The above abstraction is not fool-proof. For example:
* patients may die outside of hospital for related reasons
* readmission may be linked but occur on different stay
* in-hopistal death may be unrelated to ICU discharge
* etc

We add the following columns to the data frame: 

* ['cohort']: binary flag. 1 indicates that ICUSTAY is part of cohort (i.e. first or only stay of a hospital admission).
* ['outcome']: binary flag. 1 indicates good outcome (survival with no readmission). 0 indicates bad outcome (death or readmission).
* ['in_h_death']: binary flag. 1 for death. 0 for survival.
* ['in_icu_death']: binary flag. 1 for death. 0 for survival.
* ['readmit']: integer. Number of readmissions to icu during same hospital admission.

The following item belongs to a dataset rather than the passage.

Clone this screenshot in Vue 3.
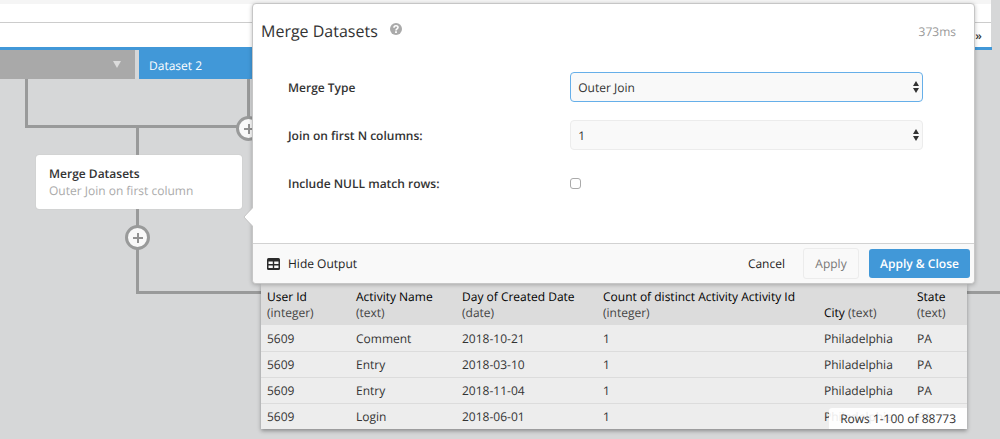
<script setup>
import { ref } from 'vue'

const mergeType = ref('Outer Join')
const joinColumns = ref('1')
const includeNull = ref(false)

const columns = [
  { key: 'user', name: 'User Id', type: 'integer' },
  { key: 'activity', name: 'Activity Name', type: 'text' },
  { key: 'day', name: 'Day of Created Date', type: 'date' },
  { key: 'count', name: 'Count of distinct Activity Activity Id', type: 'integer' },
  { key: 'city', name: 'City', type: 'text' },
  { key: 'state', name: 'State', type: 'text' },
]

const rows = [
  ['5609', 'Comment', '2018-10-21', '1', 'Philadelphia', 'PA'],
  ['5609', 'Entry', '2018-03-10', '1', 'Philadelphia', 'PA'],
  ['5609', 'Entry', '2018-11-04', '1', 'Philadelphia', 'PA'],
  ['5609', 'Login', '2018-06-01', '1', 'Philadelphia', 'PA'],
]
</script>

<template>
  <div class="page">
    <div class="workspace">
      <header class="topbar">
        <div class="strip"></div>
        <div class="bar"></div>
        <div class="toolbar"><button type="button" class="more" aria-label="More">»</button></div>
      </header>
      <nav class="tabs">
        <button type="button" class="tab tab-first" aria-label="Dataset menu">
          <svg width="8" height="7" viewBox="0 0 8 7"><path d="M0 0h8L4 7z" fill="#dcdcdc" /></svg>
        </button>
        <button type="button" class="tab tab-active">Dataset 2</button>
      </nav>
    </div>

    <main class="canvas">
      <svg class="wires" aria-hidden="true">
        <g stroke="#999a9a" stroke-width="3" fill="none">
          <path d="M26.500 0V47.500H248.500V0M137.500 47.500V213.500" />
          <line x1="136" y1="213.500" x2="100%" y2="213.500" />
        </g>
      </svg>
      <button type="button" class="add add-top" aria-label="Add step">
        <svg width="12" height="12" viewBox="0 0 12 12"><path d="M6 1v10M1 6h10" stroke="#929292" stroke-width="2" /></svg>
      </button>
      <div class="node">
        <strong>Merge Datasets</strong>
        <span>Outer Join on first column</span>
      </div>
      <button type="button" class="add add-bottom" aria-label="Add step">
        <svg width="12" height="12" viewBox="0 0 12 12"><path d="M6 1v10M1 6h10" stroke="#929292" stroke-width="2" /></svg>
      </button>
    </main>

    <div class="popover">
      <form class="dialog" @submit.prevent>
        <svg class="pointer" width="10" height="18" viewBox="0 0 10 18" aria-hidden="true">
          <path d="M10 0L1 9l9 9z" fill="#fff" />
          <path d="M9 0L1 9l8 9" fill="none" stroke="#c6c6c6" />
        </svg>
        <div class="head">
          <h1>Merge Datasets</h1>
          <svg class="help" width="12" height="12" viewBox="0 0 12 12" aria-hidden="true">
            <circle cx="6" cy="6" r="6" fill="#aaa" />
            <path d="M4 4.700C4 2.200 8 2.200 8 4.500C8 6 6 5.800 6 7.400" fill="none" stroke="#fff" stroke-width="1.600" />
            <path d="M5.100 8.300h1.800v1.600H5.100z" fill="#fff" />
          </svg>
          <span class="time">373ms</span>
        </div>
        <div class="fields">
          <label for="type">Merge Type</label>
          <div class="select">
            <select id="type" v-model="mergeType" class="focused"><option>Outer Join</option><option>Inner Join</option></select>
            <svg width="6" height="12" viewBox="0 0 6 12" aria-hidden="true"><path d="M3 0l3 5H0zM0 7h6l-3 5z" fill="#333" /></svg>
          </div>
          <label for="columns">Join on first N columns:</label>
          <div class="select">
            <select id="columns" v-model="joinColumns"><option>1</option><option>2</option></select>
            <svg width="6" height="12" viewBox="0 0 6 12" aria-hidden="true"><path d="M3 0l3 5H0zM0 7h6l-3 5z" fill="#333" /></svg>
          </div>
          <label for="nulls">Include NULL match rows:</label>
          <input id="nulls" v-model="includeNull" type="checkbox" />
        </div>
        <footer class="foot">
          <button type="button" class="output-toggle">
            <svg width="13" height="12" viewBox="0 0 13 12" aria-hidden="true">
              <rect width="13" height="12" rx="1.500" fill="#2b2b2b" />
              <path d="M1.500 3.500h4.300v2.500H1.500zM7.200 3.500h4.300v2.500H7.200zM1.500 7.500h4.300v2.500H1.500zM7.200 7.500h4.300v2.500H7.200z" fill="#fafafa" />
            </svg>
            Hide Output
          </button>
          <button type="button" class="cancel">Cancel</button>
          <button type="button" class="apply">Apply</button>
          <button type="submit" class="primary">Apply &amp; Close</button>
        </footer>
      </form>

      <section class="output">
        <table>
          <colgroup><col v-for="c in columns" :key="c.key" :class="'col-' + c.key" /></colgroup>
          <thead>
            <tr>
              <th v-for="c in columns" :key="c.key" scope="col">{{ c.name }} <span>({{ c.type }})</span></th>
            </tr>
          </thead>
          <tbody>
            <tr v-for="(row, i) in rows" :key="i"><td v-for="(cell, j) in row" :key="j">{{ cell }}</td></tr>
          </tbody>
        </table>
        <div class="count">Rows 1-100 of 88773</div>
      </section>
    </div>
  </div>
</template>

<style>
body { background: #d6d7d8; }
</style>

<style scoped>
.page {
  position: relative;
  display: flex;
  flex-direction: column;
  min-height: 100vh;
  overflow: hidden;
  background: #d6d7d8;
  color: #333;
  font-family: "Open Sans", "Noto Sans", sans-serif;
  font-size: 12px;
  text-rendering: geometricPrecision;
}
.page *, .page { box-sizing: border-box; }
button, select, input { font: inherit; color: inherit; margin: 0; text-rendering: inherit; }
button { border: 0; padding: 0; background: none; cursor: pointer; }
svg { display: block; flex: none; }

.workspace { margin-right: 8px; }
.topbar { border-bottom: 3px solid #4198d8; }
.strip { height: 4px; margin-right: 1px; background: #f5f5f5; }
.bar { height: 19px; margin-right: 1px; background: #fff; border-bottom: 1px solid #ccc; }
.toolbar { display: flex; justify-content: flex-end; height: 24px; margin-right: 1px; padding-right: 9px; background: #fff; }
.more { font-weight: 600; }
.tabs { display: flex; gap: 4px; }
.tab { display: flex; align-items: center; height: 29px; color: #fff; }
.tab-first { width: 135px; padding-right: 14px; justify-content: flex-end; background: #a9a9a9; }
.tab-active { width: 224px; padding: 1px 0 0 10px; background: #4198d8; }

.canvas { position: relative; flex: 1; min-height: 360px; }
.wires { position: absolute; inset: 0; width: 100%; height: 100%; }
.node {
  position: absolute;
  left: 36px;
  top: 76px;
  display: flex;
  flex-direction: column;
  width: 206px;
  padding: 10px 13px;
  line-height: 17px;
  background: #fff;
  border-radius: 3px;
  box-shadow: 0 0 1px #aaa;
}
.node strong { font-weight: 600; }
.node span { color: #aaa; }
.add {
  position: absolute;
  display: flex;
  align-items: center;
  justify-content: center;
  width: 25px;
  height: 25px;
  border: 3px solid #999a9a;
  border-radius: 50%;
  background: #f9f9f9;
}
.add-top { left: 236px; top: 37px; }
.add-bottom { left: 125px; top: 146px; }

.popover { position: absolute; left: 252px; right: 25px; top: 3px; }
.dialog {
  position: relative;
  z-index: 1;
  background: #fff;
  border: 1px solid #c6c6c6;
  border-radius: 4px;
  box-shadow: 0 1px 4px rgba(0, 0, 0, 0.25);
}
.pointer { position: absolute; left: -10px; top: 204px; }
.head { display: flex; align-items: center; height: 54px; padding: 0 18px 0 8px; }
.head h1 { margin: 0; font-size: 16px; font-weight: 400; }
.help { margin: 0 0 5px 12px; }
.time { margin-left: auto; color: #999; }
.fields {
  display: grid;
  grid-template-columns: 4fr 5fr;
  grid-auto-rows: 48px;
  align-items: center;
  height: 185px;
  padding: 5px 51px 0 35px;
}
.fields label { font-weight: 600; }
.select { position: relative; }
.select select {
  display: block;
  width: 100%;
  height: 30px;
  padding: 0 7px;
  appearance: none;
  background: #f9f9f9;
  border: 1px solid #ececec;
  border-radius: 4px;
  outline: 0;
}
.select select.focused { border-color: #66afe9; }
.select svg { position: absolute; right: 4px; top: 9px; pointer-events: none; }
.fields input {
  width: 11px;
  height: 11px;
  appearance: none;
  background: #fff;
  border: 1px solid #aaa;
  border-radius: 3px;
}
.fields input:checked { background: #4198d8; }
.foot {
  display: flex;
  align-items: center;
  height: 40px;
  padding: 0 4px 0 14px;
  background: #f9f9f9;
  border-top: 1px solid #d2d2d2;
  border-radius: 0 0 4px 4px;
}
.output-toggle, .cancel { color: #222; }
.output-toggle { display: flex; align-items: center; gap: 8px; margin-right: auto; }
.apply { width: 56px; height: 31px; margin: 0 10px 0 18px; color: #777; border: 1px solid #ececec; border-radius: 3px; }
.primary { width: 101px; height: 29px; color: #fff; font-weight: 600; background: #4198d8; border-radius: 3px; }

.output { position: relative; margin: 0 8px 0 9px; background: #ededed; box-shadow: 0 2px 4px rgba(0, 0, 0, 0.35); }
table { width: 100%; table-layout: fixed; border-collapse: separate; border-spacing: 0; }
.col-user { width: 89px; }
.col-activity { width: 106px; }
.col-day { width: 141px; }
.col-city { width: 93px; }
.col-state { width: 56px; }
th { height: 41px; padding: 4px 20px 4px 6px; text-align: left; vertical-align: bottom; font-weight: 400; line-height: 16px; color: #000; background: #dcdcdc; }
th span { color: #444; }
td { height: 26px; padding: 1px 6px 0; line-height: 16px; }
tr + tr td { border-top: 1px solid #dcdcdc; }
.count { position: absolute; right: 0; bottom: 0; padding: 0 11px; line-height: 21px; background: rgba(255, 255, 255, 0.9); border-radius: 3px 0 0; }
</style>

*Note: there are fewer HADMs than in cohort_selection_mimic.ipynb, since not all patients have chartevents data.*

In [182]:
f = open('first_stays.pkl', 'rb')
first_stays = pickle.load(f)
f.close()

f = open('moratlities.pkl', 'rb')
mortalities = pickle.load(f)
f.close()

f = open('stay_counts.pkl', 'rb')
stay_counts = pickle.load(f)
f.close()

f = open('icu_deaths.pkl', 'rb')
ic_deaths = pickle.load(f)
f.close()

In [183]:
print "Adding cohort column..."
all_data['cohort'] = all_data.apply(lambda row: 1 if first_stays[row['C.HADM_ID']]==row['C.ICUSTAY_ID'] else 0)

print "Adding in hospital column..."
all_data['in_h_death'] = all_data['C.HADM_ID'].apply(lambda hadmid: 1 if hadmid in mortalities else 0 )

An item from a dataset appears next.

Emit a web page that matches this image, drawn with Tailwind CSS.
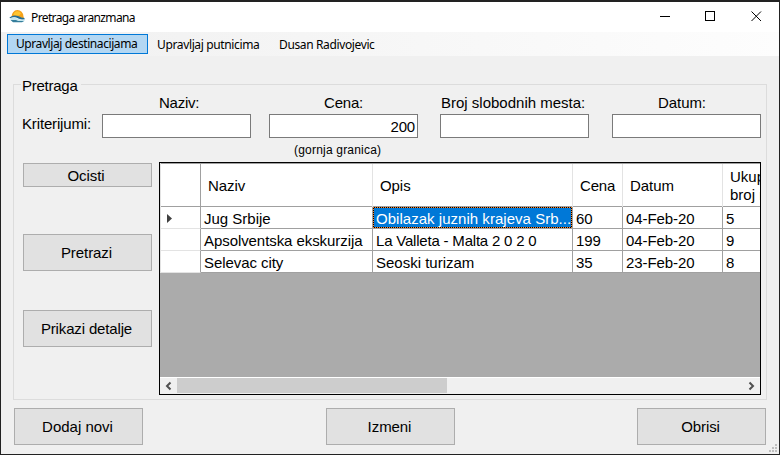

print "Adding in icu death column..."
all_data['in_icu_death'] = all_data['C.ICUSTAY_ID'].apply(lambda icustay: 1 if icustay in ic_deaths else 0 )

print "Adding readmission column..."
all_data['readmit'] = all_data['C.HADM_ID'].apply(lambda hadmid: stay_counts[hadmid] - 1)

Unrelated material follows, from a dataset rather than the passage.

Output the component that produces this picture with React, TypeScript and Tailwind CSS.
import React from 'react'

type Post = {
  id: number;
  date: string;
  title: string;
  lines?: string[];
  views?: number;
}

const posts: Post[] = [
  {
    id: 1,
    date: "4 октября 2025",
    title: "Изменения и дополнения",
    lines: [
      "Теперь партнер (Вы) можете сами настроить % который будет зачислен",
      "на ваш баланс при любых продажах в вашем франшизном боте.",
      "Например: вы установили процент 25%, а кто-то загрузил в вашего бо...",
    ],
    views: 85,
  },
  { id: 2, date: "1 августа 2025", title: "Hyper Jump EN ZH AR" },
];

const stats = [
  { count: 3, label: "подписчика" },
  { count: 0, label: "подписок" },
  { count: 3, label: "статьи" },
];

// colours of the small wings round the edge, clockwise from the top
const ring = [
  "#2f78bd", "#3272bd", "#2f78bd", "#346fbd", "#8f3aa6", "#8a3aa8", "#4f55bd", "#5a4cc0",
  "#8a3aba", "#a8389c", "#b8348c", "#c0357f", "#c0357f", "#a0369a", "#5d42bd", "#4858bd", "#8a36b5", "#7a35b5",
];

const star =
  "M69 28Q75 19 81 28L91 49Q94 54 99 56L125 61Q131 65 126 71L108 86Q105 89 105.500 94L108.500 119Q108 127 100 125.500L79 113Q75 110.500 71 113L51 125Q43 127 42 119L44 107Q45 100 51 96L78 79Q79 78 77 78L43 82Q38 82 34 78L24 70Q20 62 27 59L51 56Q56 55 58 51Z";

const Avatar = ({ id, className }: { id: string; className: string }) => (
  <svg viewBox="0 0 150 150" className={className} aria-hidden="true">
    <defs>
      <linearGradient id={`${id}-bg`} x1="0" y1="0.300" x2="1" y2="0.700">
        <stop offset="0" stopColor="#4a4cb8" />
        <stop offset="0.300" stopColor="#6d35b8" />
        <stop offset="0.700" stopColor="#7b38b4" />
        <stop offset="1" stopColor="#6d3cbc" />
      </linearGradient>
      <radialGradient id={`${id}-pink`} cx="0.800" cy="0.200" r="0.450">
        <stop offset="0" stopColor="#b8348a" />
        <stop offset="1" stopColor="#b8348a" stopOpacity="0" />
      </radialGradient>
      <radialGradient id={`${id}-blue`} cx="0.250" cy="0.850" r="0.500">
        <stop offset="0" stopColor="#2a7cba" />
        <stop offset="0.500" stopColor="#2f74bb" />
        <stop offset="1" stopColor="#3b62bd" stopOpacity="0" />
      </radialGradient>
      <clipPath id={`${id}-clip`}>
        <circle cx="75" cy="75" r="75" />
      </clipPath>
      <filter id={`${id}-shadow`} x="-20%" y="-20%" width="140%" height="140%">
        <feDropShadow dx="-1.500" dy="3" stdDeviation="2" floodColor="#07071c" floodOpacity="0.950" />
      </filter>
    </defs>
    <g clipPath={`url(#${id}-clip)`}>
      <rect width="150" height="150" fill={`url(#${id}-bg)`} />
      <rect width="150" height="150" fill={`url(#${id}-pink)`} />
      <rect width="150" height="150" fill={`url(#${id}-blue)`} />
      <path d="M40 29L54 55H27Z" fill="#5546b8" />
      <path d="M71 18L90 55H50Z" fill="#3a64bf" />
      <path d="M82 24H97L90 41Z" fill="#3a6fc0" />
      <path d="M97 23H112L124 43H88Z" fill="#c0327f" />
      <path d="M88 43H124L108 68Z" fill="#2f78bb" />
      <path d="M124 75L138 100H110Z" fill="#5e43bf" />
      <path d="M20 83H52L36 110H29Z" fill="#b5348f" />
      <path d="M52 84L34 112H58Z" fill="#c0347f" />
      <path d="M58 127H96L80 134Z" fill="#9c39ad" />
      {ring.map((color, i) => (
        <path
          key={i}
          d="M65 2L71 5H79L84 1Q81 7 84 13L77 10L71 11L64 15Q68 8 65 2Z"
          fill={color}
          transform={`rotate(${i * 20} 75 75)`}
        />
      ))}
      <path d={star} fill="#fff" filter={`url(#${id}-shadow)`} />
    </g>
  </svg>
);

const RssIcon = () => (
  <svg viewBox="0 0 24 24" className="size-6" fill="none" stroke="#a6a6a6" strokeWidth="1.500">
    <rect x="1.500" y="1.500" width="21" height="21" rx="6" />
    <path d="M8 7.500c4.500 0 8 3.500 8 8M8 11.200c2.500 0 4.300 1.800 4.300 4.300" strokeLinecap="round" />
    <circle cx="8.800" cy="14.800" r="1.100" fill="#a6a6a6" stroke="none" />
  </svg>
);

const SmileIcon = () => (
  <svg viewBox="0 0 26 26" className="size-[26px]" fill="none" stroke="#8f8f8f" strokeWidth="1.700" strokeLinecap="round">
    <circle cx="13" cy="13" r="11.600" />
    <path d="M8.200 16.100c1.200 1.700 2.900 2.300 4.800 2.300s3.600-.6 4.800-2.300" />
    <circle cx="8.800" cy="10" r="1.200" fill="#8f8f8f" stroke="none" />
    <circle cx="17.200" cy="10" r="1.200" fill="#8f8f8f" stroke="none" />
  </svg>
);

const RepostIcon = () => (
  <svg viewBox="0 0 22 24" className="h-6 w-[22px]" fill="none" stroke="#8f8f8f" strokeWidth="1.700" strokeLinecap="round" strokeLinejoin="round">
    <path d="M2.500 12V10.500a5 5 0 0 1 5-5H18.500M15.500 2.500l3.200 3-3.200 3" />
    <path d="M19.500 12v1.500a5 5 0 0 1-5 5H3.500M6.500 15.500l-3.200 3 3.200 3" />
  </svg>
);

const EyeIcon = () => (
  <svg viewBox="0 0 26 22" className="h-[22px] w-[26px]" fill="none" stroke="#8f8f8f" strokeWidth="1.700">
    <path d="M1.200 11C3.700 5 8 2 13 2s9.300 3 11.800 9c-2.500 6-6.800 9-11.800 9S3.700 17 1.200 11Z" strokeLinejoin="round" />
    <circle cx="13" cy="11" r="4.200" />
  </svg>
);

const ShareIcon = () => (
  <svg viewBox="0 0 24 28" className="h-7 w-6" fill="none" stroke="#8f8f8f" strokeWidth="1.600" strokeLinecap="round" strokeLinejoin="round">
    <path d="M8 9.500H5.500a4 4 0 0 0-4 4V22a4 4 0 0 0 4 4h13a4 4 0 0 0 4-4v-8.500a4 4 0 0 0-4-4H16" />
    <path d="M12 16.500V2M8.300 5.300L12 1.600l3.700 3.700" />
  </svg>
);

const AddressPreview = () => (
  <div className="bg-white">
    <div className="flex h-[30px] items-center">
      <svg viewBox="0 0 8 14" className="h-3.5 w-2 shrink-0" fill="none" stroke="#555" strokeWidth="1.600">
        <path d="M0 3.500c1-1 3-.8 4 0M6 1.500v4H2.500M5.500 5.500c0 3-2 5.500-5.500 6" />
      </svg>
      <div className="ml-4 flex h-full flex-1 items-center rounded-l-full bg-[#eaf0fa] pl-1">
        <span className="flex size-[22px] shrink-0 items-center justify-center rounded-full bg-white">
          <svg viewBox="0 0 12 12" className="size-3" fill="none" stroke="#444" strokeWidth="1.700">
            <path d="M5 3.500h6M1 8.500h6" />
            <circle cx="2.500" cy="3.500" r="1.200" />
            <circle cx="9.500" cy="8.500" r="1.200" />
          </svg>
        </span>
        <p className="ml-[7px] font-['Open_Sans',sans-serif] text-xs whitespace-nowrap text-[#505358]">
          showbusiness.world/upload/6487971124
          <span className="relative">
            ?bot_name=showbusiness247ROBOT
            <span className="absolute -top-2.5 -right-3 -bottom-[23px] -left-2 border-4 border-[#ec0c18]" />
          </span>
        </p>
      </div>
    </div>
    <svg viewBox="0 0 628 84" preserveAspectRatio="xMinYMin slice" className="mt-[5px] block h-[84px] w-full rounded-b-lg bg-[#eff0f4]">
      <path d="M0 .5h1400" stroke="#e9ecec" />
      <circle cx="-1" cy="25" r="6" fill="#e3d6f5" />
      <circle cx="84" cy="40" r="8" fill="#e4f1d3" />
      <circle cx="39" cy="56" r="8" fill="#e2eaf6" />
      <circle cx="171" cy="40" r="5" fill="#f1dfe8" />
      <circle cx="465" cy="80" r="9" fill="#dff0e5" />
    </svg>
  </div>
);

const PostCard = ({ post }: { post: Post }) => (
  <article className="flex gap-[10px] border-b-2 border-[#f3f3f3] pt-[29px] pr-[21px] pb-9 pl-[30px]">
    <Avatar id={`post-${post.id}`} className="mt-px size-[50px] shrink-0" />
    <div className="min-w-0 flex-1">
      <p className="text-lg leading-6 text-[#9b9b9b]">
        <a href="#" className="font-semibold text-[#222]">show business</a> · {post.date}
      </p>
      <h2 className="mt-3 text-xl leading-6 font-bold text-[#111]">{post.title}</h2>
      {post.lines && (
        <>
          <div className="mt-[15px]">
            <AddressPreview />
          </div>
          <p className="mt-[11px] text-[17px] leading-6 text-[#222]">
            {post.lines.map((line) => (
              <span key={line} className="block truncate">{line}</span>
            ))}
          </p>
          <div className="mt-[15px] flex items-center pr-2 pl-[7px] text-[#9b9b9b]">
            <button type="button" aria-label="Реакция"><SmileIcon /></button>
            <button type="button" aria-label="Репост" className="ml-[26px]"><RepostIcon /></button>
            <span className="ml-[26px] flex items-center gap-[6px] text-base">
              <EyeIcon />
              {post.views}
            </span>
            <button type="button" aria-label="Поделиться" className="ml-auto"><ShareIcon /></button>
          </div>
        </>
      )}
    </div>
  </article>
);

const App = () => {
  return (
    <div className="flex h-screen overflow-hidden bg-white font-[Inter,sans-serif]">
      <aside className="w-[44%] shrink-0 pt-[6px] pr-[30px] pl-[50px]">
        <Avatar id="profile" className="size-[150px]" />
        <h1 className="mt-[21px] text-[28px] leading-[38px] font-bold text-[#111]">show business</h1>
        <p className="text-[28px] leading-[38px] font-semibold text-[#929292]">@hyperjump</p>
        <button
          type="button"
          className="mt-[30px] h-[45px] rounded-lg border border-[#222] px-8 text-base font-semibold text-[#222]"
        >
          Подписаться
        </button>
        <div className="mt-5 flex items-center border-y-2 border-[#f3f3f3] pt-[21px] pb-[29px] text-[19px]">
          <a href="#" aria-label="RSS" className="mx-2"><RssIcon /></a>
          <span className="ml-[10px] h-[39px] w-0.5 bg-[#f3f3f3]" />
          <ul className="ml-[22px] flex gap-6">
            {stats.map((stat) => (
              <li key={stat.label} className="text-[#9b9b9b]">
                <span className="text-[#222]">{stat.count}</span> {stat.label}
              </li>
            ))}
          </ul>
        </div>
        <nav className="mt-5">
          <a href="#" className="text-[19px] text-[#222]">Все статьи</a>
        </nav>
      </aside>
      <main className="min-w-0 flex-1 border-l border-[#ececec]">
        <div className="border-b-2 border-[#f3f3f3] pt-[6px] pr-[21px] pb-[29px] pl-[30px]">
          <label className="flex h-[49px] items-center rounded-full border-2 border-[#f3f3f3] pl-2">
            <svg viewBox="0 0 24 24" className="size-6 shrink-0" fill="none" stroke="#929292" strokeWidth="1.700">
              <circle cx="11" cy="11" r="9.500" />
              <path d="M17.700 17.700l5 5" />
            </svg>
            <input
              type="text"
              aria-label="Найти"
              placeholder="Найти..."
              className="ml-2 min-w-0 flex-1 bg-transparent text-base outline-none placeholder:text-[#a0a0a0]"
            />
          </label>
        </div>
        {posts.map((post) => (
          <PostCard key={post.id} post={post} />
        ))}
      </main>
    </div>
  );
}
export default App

print "Adding outcome column..."
all_data['outcome'] = all_data['C.HADM_ID'].apply(lambda hadmid: 1 if (hadmid not in mortalities and stays_counts[hadmid]==1) else 0)

print 'finish adding new columns, saving data frame..'
all_data.save('mimic_all_data')

Adding cohort column...
Adding in hospital column...
Adding in icu death column...
Adding readmission column...
Adding outcome column...
finish adding new columns, saving data frame..


In [184]:
print "There are %d unique ICU stays, of which" %len(all_data['C.ICUSTAY_ID'].unique())
print "%d are in the cohort." %(sum(all_data['cohort']==1))

14430